UBC Theses and Dissertations
Agricultural soil carbon sinks and the design of a domestic emissions trading scheme Ramirez-Ramirez, Gmelina
After the signing of the Kyoto Protocol and its several mechanisms to reduce greenhouse gas emissions, countries around the globe have been developing appropriate schemes to deal with their excess greenhouse gas emissions. This thesis presents general design guidelines based on the objective of economic efficiency to develop a Domestic Carbon Emissions Trading scheme which also offers to emitters the option of buying offset credits generated from the temporal carbon sequestration services of agricultural soils. Quotas and emissions permits are similar economic instruments and therefore the experience of the Canadian Supply Management system provides lessons and a rich source of rules and procedures for an emissions trading scheme.

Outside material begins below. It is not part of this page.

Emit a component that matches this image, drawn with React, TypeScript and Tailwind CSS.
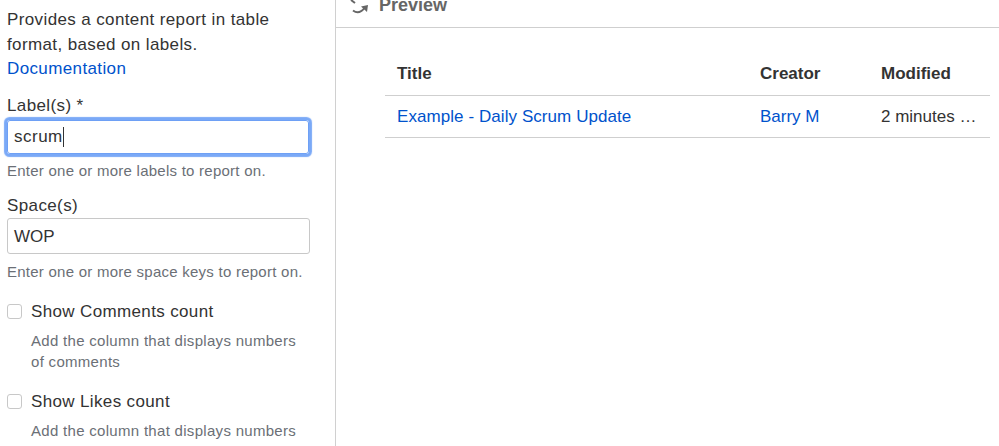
const FONT = "font-['Liberation_Sans',Arial,sans-serif]";

function Hint({ children }: { children: React.ReactNode }) {
  return <p className="text-[15px] leading-[21px] text-[#6b6f76] tracking-[0.25px] whitespace-nowrap">{children}</p>;
}

function Check({ label, lines }: { label: string; lines: string[] }) {
  return (
    <div className="flex gap-[9px]">
      <span className="mt-[4px] h-[15px] w-[15px] shrink-0 rounded-[3px] border border-[#c8c8c8] bg-white" />
      <div className="min-w-0">
        <div className="text-[17px] leading-[24px] text-[#333] tracking-[0.36px] whitespace-nowrap">{label}</div>
        <div className="mt-[6px] text-[15px] leading-[21px] text-[#6b6f76] tracking-[0.3px]">
          {lines.map((l) => (
            <div key={l} className="whitespace-nowrap">{l}</div>
          ))}
        </div>
      </div>
    </div>
  );
}

export default function App() {
  return (
    <div className={`${FONT} flex h-[446px] w-[999px] overflow-hidden bg-white text-[#333]`}>
      <aside className="h-full w-[336px] shrink-0 overflow-hidden border-r border-[#d0d0d0] pl-[7px] pr-[25px] pt-[8px]">
        <p className="whitespace-nowrap text-[17px] leading-[24.5px] tracking-[0.38px]">
          Provides a content report in table
          <br />
          format, based on labels.
          <br />
          <a className="text-[#0052cc]">Documentation</a>
        </p>
        <div className="mt-[12px] text-[17px] leading-[24px] tracking-[0.38px]">Label(s) *</div>
        <div className="mt-[2px] flex h-[34px] w-[302px] items-center rounded-[3px] border border-[#6ea0f5] pl-[6px] text-[17px] tracking-[0.5px] shadow-[0_0_1px_2.5px_#7aa9f7]">
          <span>scrum</span>
          <span className="h-[20px] w-px bg-[#333]" />
        </div>
        <div className="mt-[6px]"><Hint>Enter one or more labels to report on.</Hint></div>
        <div className="mt-[15px] text-[17px] leading-[20px] tracking-[0.38px]">Space(s)</div>
        <div className="mt-[2px] flex h-[36px] w-[303px] items-center rounded-[3px] border border-[#c8c8c8] pl-[6px] pt-[3px] text-[17px]">WOP</div>
        <div className="mt-[7px]"><Hint>Enter one or more space keys to report on.</Hint></div>
        <div className="mt-[18px]">
          <Check label="Show Comments count" lines={["Add the column that displays numbers", "of comments"]} />
        </div>
        <div className="mt-[18px]">
          <Check label="Show Likes count" lines={["Add the column that displays numbers"]} />
        </div>
      </aside>
      <main className="min-w-0 flex-1">
        <header className="flex h-[28px] items-start gap-[10px] border-b border-[#cfcfcf] pl-[13px]">
          <svg width="20" height="14" viewBox="0 0 20 14" fill="none" stroke="#666" strokeWidth="2" className="shrink-0">
            <path d="M2 0 L6 3" />
            <path d="M4 10.5 Q10 15 15.5 8" />
            <path d="M12 6.5 L19 5 L18 12 Z" fill="#666" stroke="none" />
          </svg>
          <span className="-mt-[5px] text-[18px] font-bold leading-[20px] text-[#666]">Preview</span>
        </header>
        <div className="pl-[49px] pr-[9px] pt-[25px]">
          <div className="grid grid-cols-[375px_121px_1fr] text-[17px]">
            <div className="flex h-[43px] items-center border-b border-[#cfcfcf] pl-[12px] font-bold">Title</div>
            <div className="flex h-[43px] items-center border-b border-[#cfcfcf] font-bold">Creator</div>
            <div className="flex h-[43px] items-center border-b border-[#cfcfcf] font-bold">Modified</div>
            <div className="flex h-[42px] items-center border-b border-[#cfcfcf] pl-[12px] tracking-[0.07px] text-[#0052cc]">Example - Daily Scrum Update</div>
            <div className="flex h-[42px] items-center border-b border-[#cfcfcf] text-[#0052cc]">Barry M</div>
            <div className="flex h-[42px] items-center border-b border-[#cfcfcf]">2 minutes …</div>
          </div>
        </div>
      </main>
    </div>
  );
}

Nevertheless, designing a system that manages offset credits generated from sequestering carbon in agricultural soils is not trivial. Through appropriate land management practices the soil can increase its carbon uptake thus reducing the net existence of greenhouse gases in the atmosphere. However, this reduction may not be permanent as carbon sinks (where carbon is stored in the soil) are prone to release the sequestered carbon easily. Given the temporal feature of agricultural soil carbon sinks, this thesis presents relevant design aspects of a Domestic Carbon Emissions Trading scheme which accommodates the unique features of agriculture. In particular this thesis explores the concept of rental contracts which are designed to purchase soil C sequestration services from farmers over a specified period of time to generate the offset credits.